[LINK] "Few jobs despite booming Mozambique economy"

Dec 03, 2014 17:14

Al Jazeera's Sam Cowie describes how, despite strong economic growth, Mozambique is still short of jobs. Personal anecdotes and statistics combine to produce an argument suggesting that potential instability is quite possible here.

A 2012 report by the Open Society Foundation estimated that 70 percent of people under age 35 in Mozambique - who form the majority of the 25 million population - cannot find stable employment.

First-time entrants to the labour market and unskilled youth such as Beto, who is illiterate and speaks Changala instead of Portuguese, Mozambique's national language, are worst off.

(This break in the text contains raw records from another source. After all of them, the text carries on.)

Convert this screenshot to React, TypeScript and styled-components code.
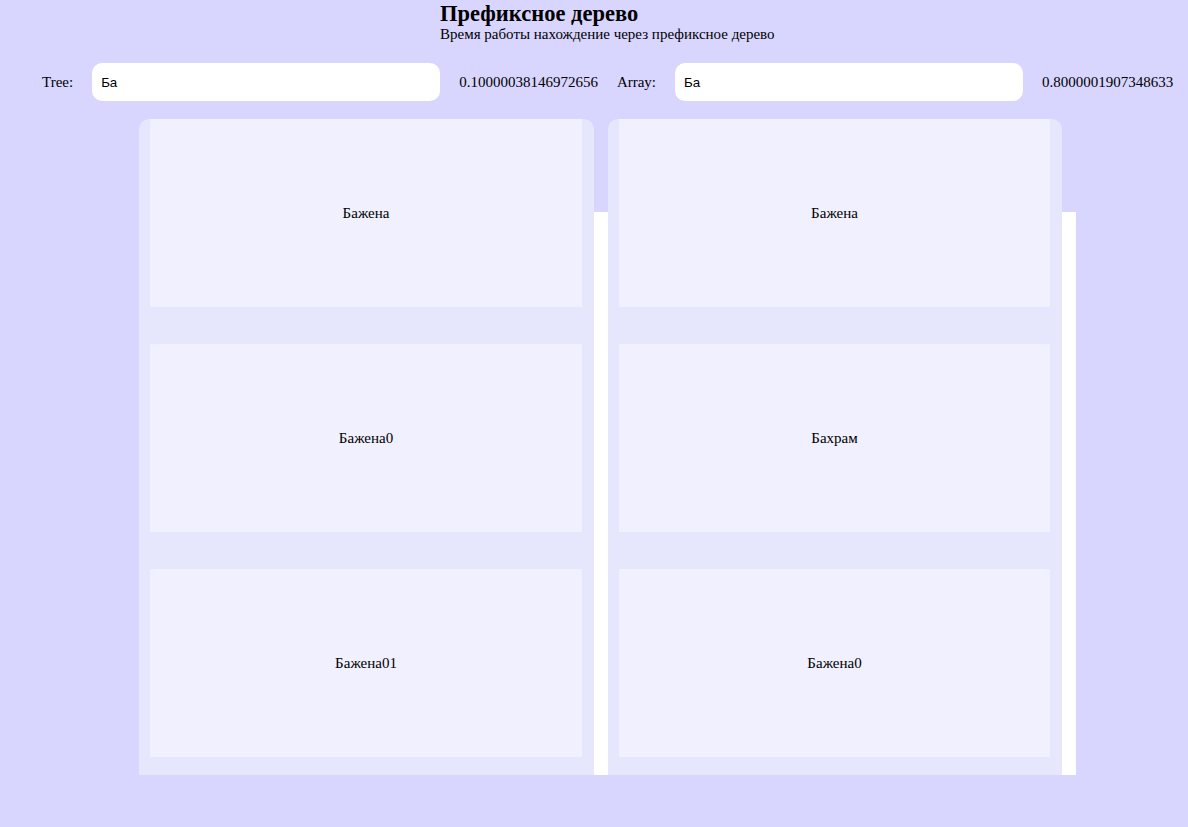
import React from "react";
import styled, { createGlobalStyle } from "styled-components";

const Global = createGlobalStyle`
  html, body { margin: 0; padding: 0; background: #d8d6fe; }
  body { font-family: "Liberation Serif", "Times New Roman", serif; color: #000; }
  * { box-sizing: border-box; }
`;

const Page = styled.div`
  min-height: 827px;
  display: flex;
  flex-direction: column;
`;

const Header = styled.header`
  padding-left: 440px;
  padding-top: 2px;
`;

const Title = styled.h1`
  margin: 0;
  font-size: 22.5px;
  line-height: 24px;
  font-weight: bold;
`;

const Subtitle = styled.p`
  margin: 0;
  font-size: 15px;
  line-height: 17px;
`;

const Controls = styled.div`
  display: flex;
  align-items: center;
  gap: 19px;
  padding-left: 42px;
  margin-top: 20px;
  height: 38px;
`;

const Label = styled.span`
  font-size: 15px;
`;

const SearchInput = styled.input`
  width: 348px;
  height: 38px;
  border: none;
  border-radius: 10px;
  background: #fff;
  padding: 0 9px;
  font-family: "Liberation Sans", Arial, sans-serif;
  font-size: 13.33px;
  color: #000;
  outline: none;
`;

const Value = styled.span`
  font-size: 15px;
`;

const Board = styled.div`
  margin-top: 18px;
  margin-left: 139px;
  width: 937px;
  display: flex;
  gap: 14px;
  padding-right: 14px;
  background: linear-gradient(to bottom, transparent 93px, #fff 93px);
`;

const Column = styled.div<{ $w: number }>`
  width: ${(p) => p.$w}px;
  height: 656px;
  background: #e6e6fd;
  border-radius: 10px 10px 0 0;
  padding: 0 12px 18px 11px;
  display: flex;
  flex-direction: column;
  gap: 37px;
`;

const Card = styled.div`
  height: 188px;
  background: #f0f0fe;
  display: flex;
  align-items: center;
  justify-content: center;
  font-size: 15px;
`;

const tree = ["Бажена", "Бажена0", "Бажена01"];
const arr = ["Бажена", "Бахрам", "Бажена0"];

export default function App() {
  return (
    <>
      <Global />
      <Page>
        <Header>
          <Title>Префиксное дерево</Title>
          <Subtitle>Время работы нахождение через префиксное дерево</Subtitle>
        </Header>
        <Controls>
          <Label>Tree:</Label>
          <SearchInput defaultValue="Ба" />
          <Value>0.10000038146972656</Value>
          <Label>Array:</Label>
          <SearchInput defaultValue="Ба" />
          <Value>0.8000001907348633</Value>
        </Controls>
        <Board>
          <Column $w={455}>
            {tree.map((t) => (
              <Card key={t}>{t}</Card>
            ))}
          </Column>
          <Column $w={454}>
            {arr.map((t) => (
              <Card key={t}>{t}</Card>
            ))}
          </Column>
        </Board>
      </Page>
    </>
  );
}
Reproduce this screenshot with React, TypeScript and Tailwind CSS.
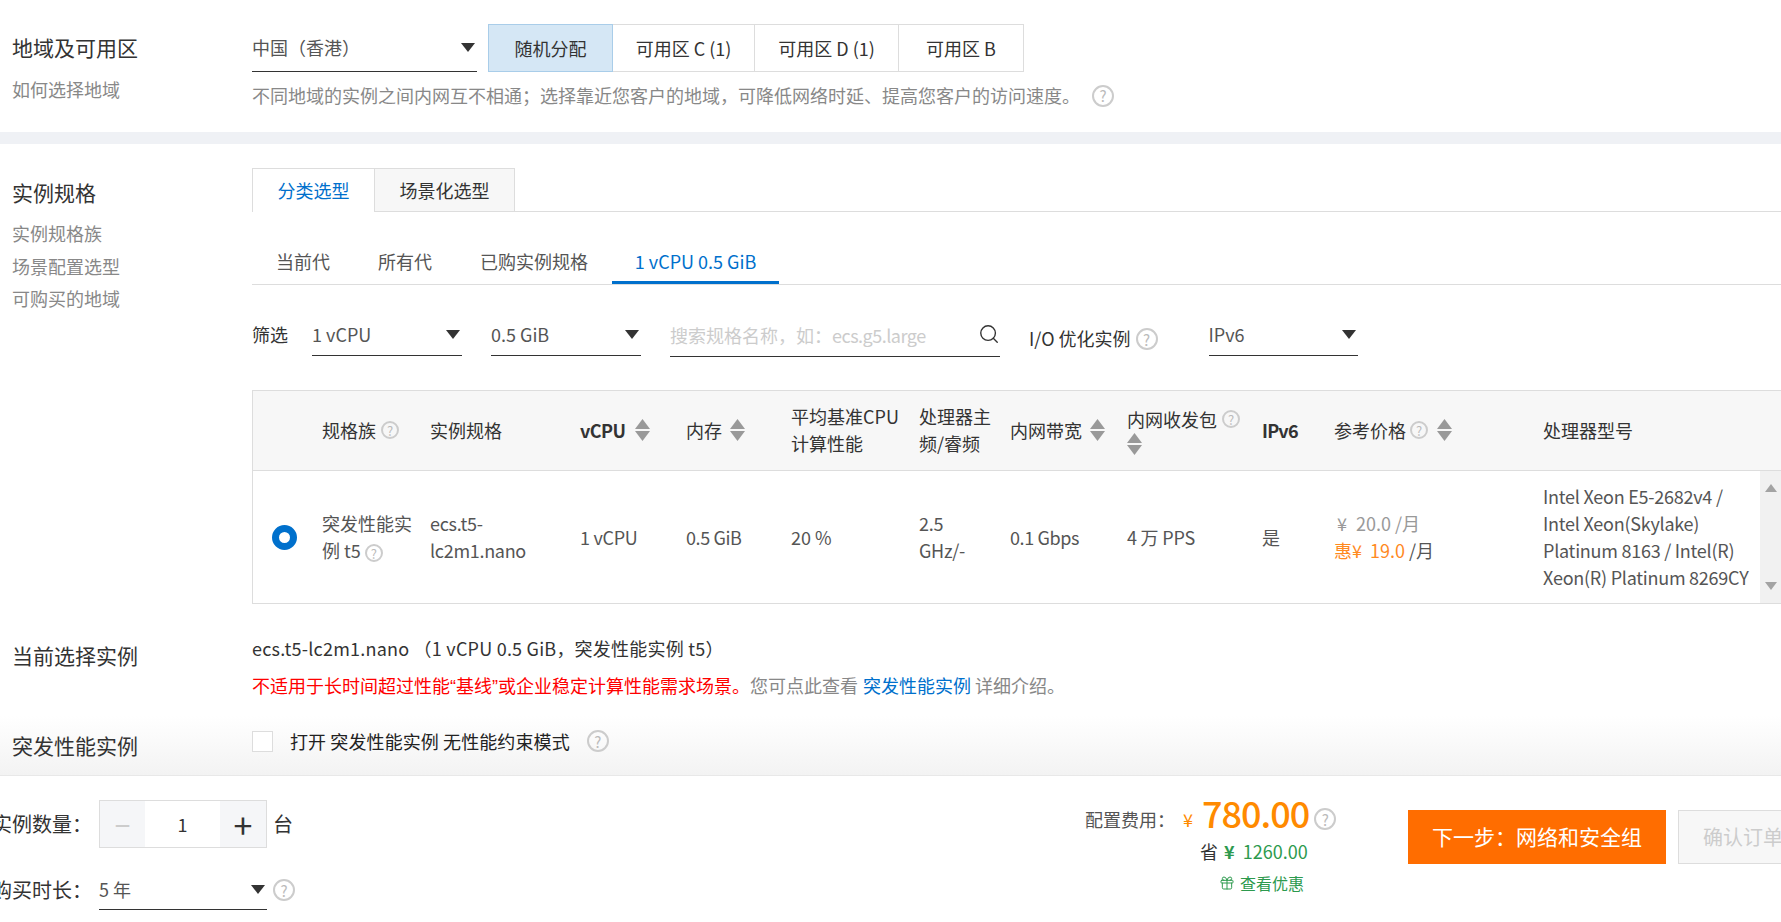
import { Gift, Search } from "lucide-react";

const tableCols =
  "grid grid-cols-[69px_108px_150px_106px_105px_128px_91px_117px_135px_72px_209px_217px_21px]";

function Help({ className = "w-[18px] h-[18px] text-[13px]" }: { className?: string }) {
  return (
    <span
      className={`${className} inline-flex shrink-0 items-center justify-center rounded-full border-2 border-[#ccc] text-[#bbb] leading-none align-middle`}
    >
      ?
    </span>
  );
}

function Caret({ className = "w-[14px] h-[9px]" }: { className?: string }) {
  return (
    <svg viewBox="0 0 14 9" className={`${className} shrink-0 fill-[#333]`}>
      <path d="M0 0h14L7 9z" />
    </svg>
  );
}

function Sort() {
  return (
    <svg viewBox="0 0 15 22" className="w-[15px] h-[22px] shrink-0 fill-[#999]">
      <path d="M7.5 0L15 10H0z" />
      <path d="M0 12h15L7.5 22z" />
    </svg>
  );
}

function Select({ value, className }: { value: string; className: string }) {
  return (
    <div className={`${className} flex items-center justify-between border-b border-[#333] pr-[2px] text-[#555]`}>
      <span>{value}</span>
      <Caret />
    </div>
  );
}

function Zone({ label, className }: { label: string; className: string }) {
  return <div className={`${className} flex items-center justify-center border-y border-r border-[#ddd]`}>{label}</div>;
}

export default function App() {
  return (
    <div className="w-[1781px] h-[922px] overflow-hidden bg-white text-[18px] text-[#333] font-['Noto_Sans_CJK_SC',sans-serif]">
      {/* 地域 */}
      <section className="flex h-[132px] pt-[24px]">
        <div className="w-[252px] pl-[12px]">
          <h2 className="text-[21px] leading-[46px]">地域及可用区</h2>
          <p className="mt-[6px] text-[#888]">如何选择地域</p>
        </div>
        <div>
          <div className="flex h-[48px]">
            <Select value="中国（香港）" className="w-[225px] mr-[11px] pb-[1px]" />
            <div className="flex w-[125px] items-center justify-center border border-[#a9cde9] bg-[#d5e7f5]">随机分配</div>
            <Zone label="可用区 C (1)" className="w-[142px]" />
            <Zone label="可用区 D (1)" className="w-[144px]" />
            <Zone label="可用区 B" className="w-[125px]" />
          </div>
          <div className="mt-[10px] flex items-center text-[#888]">
            不同地域的实例之间内网互不相通；选择靠近您客户的地域，可降低网络时延、提高您客户的访问速度。
            <Help className="ml-[12px] w-[22px] h-[22px] text-[15px]" />
          </div>
        </div>
      </section>
      <div className="h-[12px] bg-[#eff1f5]" />

      {/* 实例规格 */}
      <section className="flex pt-[24px] h-[459px]">
        <div className="w-[252px] shrink-0 pl-[12px]">
          <h2 className="text-[21px] leading-[48px]">实例规格</h2>
          <ul className="mt-[1px] text-[#888] leading-[32.5px]">
            <li>实例规格族</li>
            <li>场景配置选型</li>
            <li>可购买的地域</li>
          </ul>
        </div>
        <div className="flex-1 min-w-0">
          <div className="flex h-[44px] border-b border-[#ddd]">
            <div className="flex w-[123px] h-[44px] items-center justify-center border-x border-t border-[#ddd] bg-white text-[#0070cc]">分类选型</div>
            <div className="flex w-[140px] items-center justify-center border-t border-r border-[#ddd] bg-[#f7f7f7]">场景化选型</div>
          </div>
          <div className="flex h-[73px] items-end border-b border-[#ddd] text-[#555]">
            <div className="flex h-[45px] w-[102px] justify-center pt-[9px]">当前代</div>
            <div className="flex h-[45px] w-[102px] justify-center pt-[9px]">所有代</div>
            <div className="flex h-[45px] w-[156px] justify-center pt-[9px]">已购实例规格</div>
            <div className="flex h-[45px] w-[167px] justify-center border-b-[3px] border-[#0070cc] pt-[9px] text-[#0070cc]">1 vCPU 0.5 GiB</div>
          </div>
          <div className="flex h-[105px] items-start pt-[34px]">
            <span className="w-[60px] leading-[30px]">筛选</span>
            <Select value="1 vCPU" className="w-[150px] h-[37px] mr-[29px] pb-[5px]" />
            <Select value="0.5 GiB" className="w-[150px] h-[37px] mr-[29px] pb-[5px]" />
            <div className="mr-[29px] flex w-[330px] h-[38px] items-center justify-between border-b border-[#333] pb-[5px] text-[#ccc]">
              <span>搜索规格名称，如：<span className="tracking-[-0.5px]">ecs.g5.large</span></span>
              <Search className="w-[22px] h-[22px] text-[#333] mb-[3px]" strokeWidth={1.5} />
            </div>
            <span className="leading-[38px]">I/O 优化实例</span>
            <Help className="ml-[5px] mt-[9px] w-[22px] h-[22px] text-[15px]" />
            <Select value="IPv6" className="ml-[51px] w-[149px] h-[37px] pb-[5px]" />
          </div>
          <div className="border-y border-l border-[#ddd] leading-[27px]">
            <div className={`${tableCols} h-[80px] items-center border-b border-[#ddd] bg-[#f7f7f7] pb-[1px] text-[#333]`}>
              <div />
              <div className="flex items-center gap-[5px]">规格族<Help /></div>
              <div>实例规格</div>
              <div className="flex items-center gap-[10px] font-semibold tracking-[-0.6px]">vCPU<Sort /></div>
              <div className="flex items-center gap-[8px]">内存<Sort /></div>
              <div>平均基准CPU<br />计算性能</div>
              <div>处理器主<br />频/睿频</div>
              <div className="flex items-center gap-[8px]">内网带宽<Sort /></div>
              <div>
                <div className="flex items-center gap-[5px]">内网收发包<Help /></div>
                <Sort />
              </div>
              <div className="font-semibold tracking-[-0.8px]">IPv6</div>
              <div className="flex items-center">参考价格<Help className="ml-[4px] w-[18px] h-[18px] text-[13px]" /><span className="ml-[9px]"><Sort /></span></div>
              <div>处理器型号</div>
              <div />
            </div>
            <div className={`${tableCols} h-[132px] items-center pb-[3px] text-[#555]`}>
              <div className="flex justify-center pr-[7px]">
                <span className="block w-[25px] h-[25px] rounded-full border-[7px] border-[#0070cc] bg-white" />
              </div>
              <div className="pr-[8px]">突发性能实例 t5 <Help /></div>
              <div className="pr-[30px] tracking-[-0.3px]">ecs.t5-lc2m1.nano</div>
              <div className="tracking-[-0.3px]">1 vCPU</div>
              <div className="tracking-[-0.4px]">0.5 GiB</div>
              <div>20 %</div>
              <div className="tracking-[-0.3px]">2.5<br />GHz/-</div>
              <div className="tracking-[-0.4px]">0.1 Gbps</div>
              <div className="tracking-[-0.2px]">4 万 PPS</div>
              <div>是</div>
              <div className="whitespace-nowrap">
                <div className="pl-[3px] text-[#999]">¥<span className="ml-[9px]">20.0 /月</span></div>
                <div><span className="text-[#ff8a1f]">惠¥<span className="ml-[8px]">19.0</span></span> /月</div>
              </div>
              <div className="w-[212px] tracking-[-0.25px]">Intel Xeon E5-2682v4 / Intel Xeon(Skylake) Platinum 8163 / Intel(R) Xeon(R) Platinum 8269CY</div>
              <div className="flex h-[132px] flex-col items-center justify-between self-start bg-[#f1f1f1] py-[13px]">
                <svg viewBox="0 0 12 8" className="w-[12px] h-[8px] fill-[#a3a3a3]"><path d="M6 0l6 8H0z" /></svg>
                <svg viewBox="0 0 12 8" className="w-[12px] h-[8px] fill-[#a3a3a3]"><path d="M0 0h12L6 8z" /></svg>
              </div>
            </div>
          </div>
        </div>
      </section>

      {/* 当前选择实例 */}
      <section className="flex h-[113px] pt-[30px]">
        <div className="w-[252px] shrink-0 pl-[12px] pt-[7px] text-[21px]">当前选择实例</div>
        <div>
          <p className="leading-[30px] tracking-[0.22px]">ecs.t5-lc2m1.nano （1 vCPU 0.5 GiB，突发性能实例 t5）</p>
          <p className="mt-[7px] leading-[30px] text-[#888]">
            <span className="text-[#f00]">不适用于长时间超过性能<span className="font-['Liberation_Sans']">“</span>基线<span className="font-['Liberation_Sans']">”</span>或企业稳定计算性能需求场景。</span>
            您可点此查看 <span className="ml-[1px] text-[#0070cc]">突发性能实例</span> 详细介绍。
          </p>
        </div>
      </section>

      {/* 突发性能实例 */}
      <section className="flex h-[60px] border-b border-[#e8e8e8] bg-gradient-to-b from-white to-[#f3f3f3]">
        <div className="w-[252px] shrink-0 pl-[12px] pt-[14px] text-[21px]">突发性能实例</div>
        <div className="flex h-[40px] items-center pt-[10px]">
          <span className="w-[21px] h-[21px] border border-[#ddd] bg-white" />
          <span className="ml-[17px] text-[#222] tracking-[0.1px]">打开 突发性能实例 无性能约束模式</span>
          <Help className="ml-[17px] w-[22px] h-[22px] text-[15px]" />
        </div>
      </section>

      {/* footer */}
      <footer className="flex justify-between pt-[24px]">
        <div className="text-[20px]">
          <div className="flex h-[48px] items-center">
            <span className="flex w-[99px] shrink-0 justify-end whitespace-nowrap pr-[7px]">实例数量：</span>
            <div className="flex w-[168px] h-[48px] border border-[#ddd] text-[18px]">
              <span className="flex w-[45px] items-center justify-center bg-[#f5f6f8] text-[28px] text-[#ccc]">−</span>
              <span className="flex flex-1 items-center justify-center">1</span>
              <span className="flex w-[46px] items-center justify-center bg-[#f5f6f8] text-[34px]">+</span>
            </div>
            <span className="ml-[6px]">台</span>
          </div>
          <div className="mt-[22px] flex h-[40px] items-center">
            <span className="flex w-[99px] shrink-0 justify-end whitespace-nowrap pr-[7px]">购买时长：</span>
            <Select value="5 年" className="w-[168px] h-[40px] text-[18px]" />
            <Help className="ml-[6px] w-[22px] h-[22px] text-[15px]" />
          </div>
        </div>
        <div className="flex">
          <div className="w-[323px]">
            <div className="flex h-[38px] items-center">
              <span className="w-[98px] text-[#555]">配置费用：</span>
              <span className="text-[#ff8a00]">¥</span>
              <span className="ml-[9px] -mt-[14px] text-[36px] font-medium leading-none tracking-[-1px] text-[#ff8a00]">780.00</span>
              <Help className="ml-[5px] w-[22px] h-[22px] text-[15px]" />
            </div>
            <div className="ml-[115px] whitespace-nowrap">
              省 <span className="ml-[2px] text-[#2d9a4e]"><span className="font-semibold">¥</span><span className="ml-[8px]">1260.00</span></span>
            </div>
            <div className="ml-[134px] mt-[6px] flex items-center gap-[5px] text-[16px] text-[#2d9a4e]">
              <Gift className="w-[16px] h-[16px]" strokeWidth={1.5} />
              <span>查看优惠</span>
            </div>
          </div>
          <div className="mt-[10px] flex h-[54px] w-[258px] items-center justify-center bg-[#ff6d00] text-[21px] text-white">下一步：网络和安全组</div>
          <div className="ml-[12px] mt-[10px] flex h-[54px] w-[103px] items-center overflow-hidden border-y border-l border-[#ddd] bg-[#f7f7f7] pl-[24px] text-[20px] whitespace-nowrap text-[#ccc]">确认订单</div>
        </div>
      </footer>
    </div>
  );
}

Lacking jobs at home, many Mozambicans such as Beto's brother migrate to next door South Africa, which also has high levels of youth unemployment, to work in mining and agriculture.

Relative peace and stability since 1992 when the war ended, make Mozambique attractive to investors, and the economy has grown by more than 7 percent each year over the last 10 years, spurred by projects such as the MOZAL Aluminium plant near Maputo, and from mining by Brazilian company Vale in Tete province.

[. . . T]he mineral and gas extraction projects create few jobs - just 3,800 in 2010, according to a 2014 report by Africa Economic Outlook. The few jobs that Mozambique's "megaprojects" create tend be highly qualified positions that are often taken by foreigners.

Unlike South Africa's mining industry, which needs a huge labour force and provides jobs, the capital-intensive projects in Mozambique use heavy machinery to extract coal and gas and require little manpower.